Chickashanews.com

Community Living

October 29, 2012

Tidings of Comfort and Joy?

Facing the holidays after bereavement

CHICKASHA — When you’re grieving the death of a family member or friend, you may dread the holiday season. Thoughts of social gatherings, family traditions and obligations leave you anxious and overwhelmed. Your sadness can seem unbearable. You may wish you could skip these next two months and go straight to the routine of the next year—but you can’t. What can you do to lessen your stress and loneliness?

Holidays trigger tough emotions

You can start by learning what emotions are normal and to be expected when facing the holidays without your loved one. “If you’re feeling overwhelmed as this holiday season approaches, that’s very normal,” advised psychologist Dr. Susan Zonnebelt-Smeenge, whose husband died. “You’re probably wondering how you’re going to handle this and are unsure of what course to take. I want to assure you that you can get through these holidays, and hopefully you can even find moments of joy.”

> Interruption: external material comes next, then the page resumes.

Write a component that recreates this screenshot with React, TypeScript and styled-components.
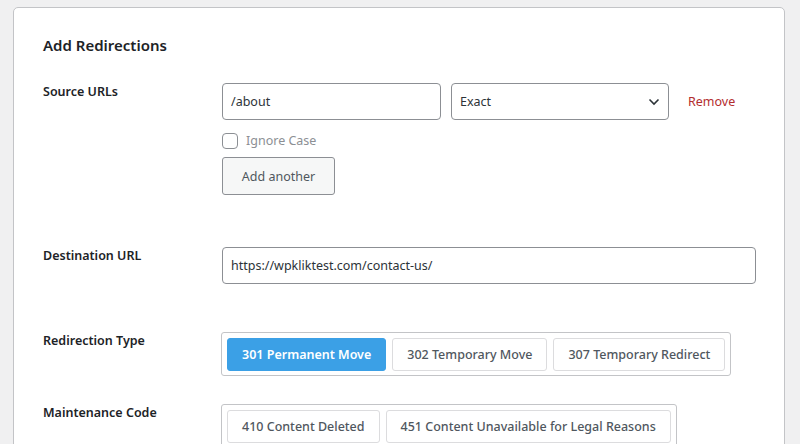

When you know what to expect, you won’t be rendered helpless as holiday events trigger unexpected emotions. Make a point to spend time talking with people who have experienced a past loss and have already been through a holiday season without their loved one. They can help you have an idea of typical emotions and emotional triggers to expect. These people can also provide much-needed comfort and support.

Creating a holiday plan will help

Another important step in surviving the holidays is to create a healthy plan for the coming season. “Planning does help you to have a little control, even when you feel totally out of control,” said Dr. Zonnebelt-Smeenge. A healthy plan involves making decisions in advance about traditions, meals, time spent with others, holiday decorating, gift-giving and commitments.

You will likely not have the energy or the interest in doing as much as you have in past years. Decide ahead of time which invitations you’ll accept, and let the host or family member know that you might leave early. Consider whether your decorating will be different this year: perhaps a smaller tree or simpler ornaments. If you cook or bake, cut back.

Make a list of every holiday tradition you can think of, from music to presents to outings. Then decide which traditions will be too difficult without your deceased loved one, which traditions you’d like to maintain, and what new traditions you can start this year.